*** AVAILABLE DATA ***

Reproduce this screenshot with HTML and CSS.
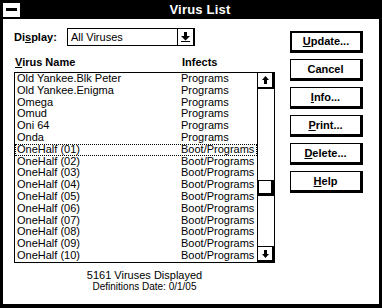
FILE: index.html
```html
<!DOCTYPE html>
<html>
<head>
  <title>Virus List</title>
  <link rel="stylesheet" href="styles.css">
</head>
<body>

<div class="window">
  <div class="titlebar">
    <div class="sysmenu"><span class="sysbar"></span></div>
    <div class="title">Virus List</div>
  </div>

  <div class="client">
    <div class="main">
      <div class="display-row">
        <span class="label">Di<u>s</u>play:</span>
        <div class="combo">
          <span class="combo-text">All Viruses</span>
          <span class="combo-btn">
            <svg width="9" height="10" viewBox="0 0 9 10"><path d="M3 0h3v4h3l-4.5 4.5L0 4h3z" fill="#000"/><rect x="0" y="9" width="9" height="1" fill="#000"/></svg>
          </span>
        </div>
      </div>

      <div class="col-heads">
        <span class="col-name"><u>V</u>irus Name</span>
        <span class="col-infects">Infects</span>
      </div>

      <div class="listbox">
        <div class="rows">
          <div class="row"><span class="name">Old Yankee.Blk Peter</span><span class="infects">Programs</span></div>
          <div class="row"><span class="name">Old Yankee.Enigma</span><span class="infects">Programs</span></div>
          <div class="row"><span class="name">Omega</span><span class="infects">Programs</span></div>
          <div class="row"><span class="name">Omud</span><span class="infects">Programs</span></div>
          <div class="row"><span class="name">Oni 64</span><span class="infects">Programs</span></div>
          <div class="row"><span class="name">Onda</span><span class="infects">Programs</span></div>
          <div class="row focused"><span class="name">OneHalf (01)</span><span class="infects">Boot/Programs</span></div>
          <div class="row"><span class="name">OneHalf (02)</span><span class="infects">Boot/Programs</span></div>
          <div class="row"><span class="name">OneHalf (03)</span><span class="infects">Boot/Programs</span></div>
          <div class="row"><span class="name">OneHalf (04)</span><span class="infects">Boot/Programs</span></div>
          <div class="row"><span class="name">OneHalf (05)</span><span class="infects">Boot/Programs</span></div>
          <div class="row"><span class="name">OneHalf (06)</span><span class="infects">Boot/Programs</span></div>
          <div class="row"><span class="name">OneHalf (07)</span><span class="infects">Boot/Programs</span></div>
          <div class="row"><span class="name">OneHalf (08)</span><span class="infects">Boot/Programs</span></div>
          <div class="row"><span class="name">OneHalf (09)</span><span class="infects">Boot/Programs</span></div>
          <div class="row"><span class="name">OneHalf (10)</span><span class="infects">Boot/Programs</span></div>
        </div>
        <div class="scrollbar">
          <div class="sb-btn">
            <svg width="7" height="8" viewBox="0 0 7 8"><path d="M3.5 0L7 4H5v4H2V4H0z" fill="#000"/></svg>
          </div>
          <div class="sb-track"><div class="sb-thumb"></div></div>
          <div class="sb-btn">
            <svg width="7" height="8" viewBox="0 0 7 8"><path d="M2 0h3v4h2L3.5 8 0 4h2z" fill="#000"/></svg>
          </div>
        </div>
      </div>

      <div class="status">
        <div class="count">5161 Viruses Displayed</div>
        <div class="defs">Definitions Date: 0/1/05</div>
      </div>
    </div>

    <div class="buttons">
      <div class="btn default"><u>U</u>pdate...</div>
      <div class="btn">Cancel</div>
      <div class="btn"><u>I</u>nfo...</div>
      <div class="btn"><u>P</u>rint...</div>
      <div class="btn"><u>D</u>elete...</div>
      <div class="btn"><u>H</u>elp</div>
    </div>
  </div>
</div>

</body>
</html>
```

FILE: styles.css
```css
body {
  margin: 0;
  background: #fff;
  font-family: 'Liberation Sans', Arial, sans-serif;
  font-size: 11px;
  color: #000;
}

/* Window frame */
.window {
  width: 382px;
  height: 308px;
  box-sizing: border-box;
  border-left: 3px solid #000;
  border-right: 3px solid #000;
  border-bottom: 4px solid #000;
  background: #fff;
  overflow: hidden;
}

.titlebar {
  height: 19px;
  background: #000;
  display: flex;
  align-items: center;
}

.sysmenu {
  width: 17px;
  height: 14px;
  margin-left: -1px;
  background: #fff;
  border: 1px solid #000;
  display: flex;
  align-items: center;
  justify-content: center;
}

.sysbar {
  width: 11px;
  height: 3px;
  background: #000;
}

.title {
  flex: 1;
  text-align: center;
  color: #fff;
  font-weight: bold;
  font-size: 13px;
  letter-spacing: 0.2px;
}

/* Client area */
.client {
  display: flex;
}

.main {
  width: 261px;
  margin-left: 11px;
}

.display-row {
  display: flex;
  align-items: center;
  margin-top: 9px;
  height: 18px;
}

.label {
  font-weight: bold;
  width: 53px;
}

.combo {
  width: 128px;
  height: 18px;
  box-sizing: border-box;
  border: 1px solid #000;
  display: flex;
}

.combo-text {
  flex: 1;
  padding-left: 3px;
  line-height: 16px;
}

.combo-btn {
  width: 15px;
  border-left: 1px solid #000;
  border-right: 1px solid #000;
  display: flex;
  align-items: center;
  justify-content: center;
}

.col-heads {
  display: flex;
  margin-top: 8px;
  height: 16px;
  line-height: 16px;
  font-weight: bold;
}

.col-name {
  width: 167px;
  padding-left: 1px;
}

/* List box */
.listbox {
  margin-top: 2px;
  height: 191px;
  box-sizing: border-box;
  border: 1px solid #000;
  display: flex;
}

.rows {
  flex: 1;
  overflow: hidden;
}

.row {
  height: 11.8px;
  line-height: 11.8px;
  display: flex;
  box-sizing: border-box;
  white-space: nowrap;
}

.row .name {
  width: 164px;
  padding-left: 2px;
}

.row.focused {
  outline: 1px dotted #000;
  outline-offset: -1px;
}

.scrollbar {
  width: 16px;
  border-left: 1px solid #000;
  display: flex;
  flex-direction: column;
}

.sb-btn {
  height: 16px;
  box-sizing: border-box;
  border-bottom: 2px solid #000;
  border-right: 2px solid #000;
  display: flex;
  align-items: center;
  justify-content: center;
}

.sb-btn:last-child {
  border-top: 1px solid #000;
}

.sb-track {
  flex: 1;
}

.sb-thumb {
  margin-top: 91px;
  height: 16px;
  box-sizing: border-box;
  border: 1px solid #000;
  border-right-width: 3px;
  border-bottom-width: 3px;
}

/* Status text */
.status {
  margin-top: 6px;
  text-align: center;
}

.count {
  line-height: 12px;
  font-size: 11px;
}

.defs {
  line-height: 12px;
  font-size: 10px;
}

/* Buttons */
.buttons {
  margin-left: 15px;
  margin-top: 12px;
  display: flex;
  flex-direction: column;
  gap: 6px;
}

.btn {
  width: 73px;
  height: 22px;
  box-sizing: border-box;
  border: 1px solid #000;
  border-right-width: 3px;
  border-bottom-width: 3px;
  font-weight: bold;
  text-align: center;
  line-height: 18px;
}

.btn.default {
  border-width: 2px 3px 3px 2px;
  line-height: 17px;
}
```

***

● TASK DETAILS: Word for word, quote the lines above. Omit the pictures.

● COMPLETE RESPONSE:
Reproduce this screenshot with HTML and CSS.
FILE: index.html
```html
<!DOCTYPE html>
<html>
<head>
  <title>Virus List</title>
  <link rel="stylesheet" href="styles.css">
</head>
<body>

<div class="window">
  <div class="titlebar">
    <div class="sysmenu"><span class="sysbar"></span></div>
    <div class="title">Virus List</div>
  </div>

  <div class="client">
    <div class="main">
      <div class="display-row">
        <span class="label">Di<u>s</u>play:</span>
        <div class="combo">
          <span class="combo-text">All Viruses</span>
          <span class="combo-btn">
            <svg width="9" height="10" viewBox="0 0 9 10"><path d="M3 0h3v4h3l-4.5 4.5L0 4h3z" fill="#000"/><rect x="0" y="9" width="9" height="1" fill="#000"/></svg>
          </span>
        </div>
      </div>

      <div class="col-heads">
        <span class="col-name"><u>V</u>irus Name</span>
        <span class="col-infects">Infects</span>
      </div>

      <div class="listbox">
        <div class="rows">
          <div class="row"><span class="name">Old Yankee.Blk Peter</span><span class="infects">Programs</span></div>
          <div class="row"><span class="name">Old Yankee.Enigma</span><span class="infects">Programs</span></div>
          <div class="row"><span class="name">Omega</span><span class="infects">Programs</span></div>
          <div class="row"><span class="name">Omud</span><span class="infects">Programs</span></div>
          <div class="row"><span class="name">Oni 64</span><span class="infects">Programs</span></div>
          <div class="row"><span class="name">Onda</span><span class="infects">Programs</span></div>
          <div class="row focused"><span class="name">OneHalf (01)</span><span class="infects">Boot/Programs</span></div>
          <div class="row"><span class="name">OneHalf (02)</span><span class="infects">Boot/Programs</span></div>
          <div class="row"><span class="name">OneHalf (03)</span><span class="infects">Boot/Programs</span></div>
          <div class="row"><span class="name">OneHalf (04)</span><span class="infects">Boot/Programs</span></div>
          <div class="row"><span class="name">OneHalf (05)</span><span class="infects">Boot/Programs</span></div>
          <div class="row"><span class="name">OneHalf (06)</span><span class="infects">Boot/Programs</span></div>
          <div class="row"><span class="name">OneHalf (07)</span><span class="infects">Boot/Programs</span></div>
          <div class="row"><span class="name">OneHalf (08)</span><span class="infects">Boot/Programs</span></div>
          <div class="row"><span class="name">OneHalf (09)</span><span class="infects">Boot/Programs</span></div>
          <div class="row"><span class="name">OneHalf (10)</span><span class="infects">Boot/Programs</span></div>
        </div>
        <div class="scrollbar">
          <div class="sb-btn">
            <svg width="7" height="8" viewBox="0 0 7 8"><path d="M3.5 0L7 4H5v4H2V4H0z" fill="#000"/></svg>
          </div>
          <div class="sb-track"><div class="sb-thumb"></div></div>
          <div class="sb-btn">
            <svg width="7" height="8" viewBox="0 0 7 8"><path d="M2 0h3v4h2L3.5 8 0 4h2z" fill="#000"/></svg>
          </div>
        </div>
      </div>

      <div class="status">
        <div class="count">5161 Viruses Displayed</div>
        <div class="defs">Definitions Date: 0/1/05</div>
      </div>
    </div>

    <div class="buttons">
      <div class="btn default"><u>U</u>pdate...</div>
      <div class="btn">Cancel</div>
      <div class="btn"><u>I</u>nfo...</div>
      <div class="btn"><u>P</u>rint...</div>
      <div class="btn"><u>D</u>elete...</div>
      <div class="btn"><u>H</u>elp</div>
    </div>
  </div>
</div>

</body>
</html>
```

FILE: styles.css
```css
body {
  margin: 0;
  background: #fff;
  font-family: 'Liberation Sans', Arial, sans-serif;
  font-size: 11px;
  color: #000;
}

/* Window frame */
.window {
  width: 382px;
  height: 308px;
  box-sizing: border-box;
  border-left: 3px solid #000;
  border-right: 3px solid #000;
  border-bottom: 4px solid #000;
  background: #fff;
  overflow: hidden;
}

.titlebar {
  height: 19px;
  background: #000;
  display: flex;
  align-items: center;
}

.sysmenu {
  width: 17px;
  height: 14px;
  margin-left: -1px;
  background: #fff;
  border: 1px solid #000;
  display: flex;
  align-items: center;
  justify-content: center;
}

.sysbar {
  width: 11px;
  height: 3px;
  background: #000;
}

.title {
  flex: 1;
  text-align: center;
  color: #fff;
  font-weight: bold;
  font-size: 13px;
  letter-spacing: 0.2px;
}

/* Client area */
.client {
  display: flex;
}

.main {
  width: 261px;
  margin-left: 11px;
}

.display-row {
  display: flex;
  align-items: center;
  margin-top: 9px;
  height: 18px;
}

.label {
  font-weight: bold;
  width: 53px;
}

.combo {
  width: 128px;
  height: 18px;
  box-sizing: border-box;
  border: 1px solid #000;
  display: flex;
}

.combo-text {
  flex: 1;
  padding-left: 3px;
  line-height: 16px;
}

.combo-btn {
  width: 15px;
  border-left: 1px solid #000;
  border-right: 1px solid #000;
  display: flex;
  align-items: center;
  justify-content: center;
}

.col-heads {
  display: flex;
  margin-top: 8px;
  height: 16px;
  line-height: 16px;
  font-weight: bold;
}

.col-name {
  width: 167px;
  padding-left: 1px;
}

/* List box */
.listbox {
  margin-top: 2px;
  height: 191px;
  box-sizing: border-box;
  border: 1px solid #000;
  display: flex;
}

.rows {
  flex: 1;
  overflow: hidden;
}

.row {
  height: 11.8px;
  line-height: 11.8px;
  display: flex;
  box-sizing: border-box;
  white-space: nowrap;
}

.row .name {
  width: 164px;
  padding-left: 2px;
}

.row.focused {
  outline: 1px dotted #000;
  outline-offset: -1px;
}

.scrollbar {
  width: 16px;
  border-left: 1px solid #000;
  display: flex;
  flex-direction: column;
}

.sb-btn {
  height: 16px;
  box-sizing: border-box;
  border-bottom: 2px solid #000;
  border-right: 2px solid #000;
  display: flex;
  align-items: center;
  justify-content: center;
}

.sb-btn:last-child {
  border-top: 1px solid #000;
}

.sb-track {
  flex: 1;
}

.sb-thumb {
  margin-top: 91px;
  height: 16px;
  box-sizing: border-box;
  border: 1px solid #000;
  border-right-width: 3px;
  border-bottom-width: 3px;
}

/* Status text */
.status {
  margin-top: 6px;
  text-align: center;
}

.count {
  line-height: 12px;
  font-size: 11px;
}

.defs {
  line-height: 12px;
  font-size: 10px;
}

/* Buttons */
.buttons {
  margin-left: 15px;
  margin-top: 12px;
  display: flex;
  flex-direction: column;
  gap: 6px;
}

.btn {
  width: 73px;
  height: 22px;
  box-sizing: border-box;
  border: 1px solid #000;
  border-right-width: 3px;
  border-bottom-width: 3px;
  font-weight: bold;
  text-align: center;
  line-height: 18px;
}

.btn.default {
  border-width: 2px 3px 3px 2px;
  line-height: 17px;
}
```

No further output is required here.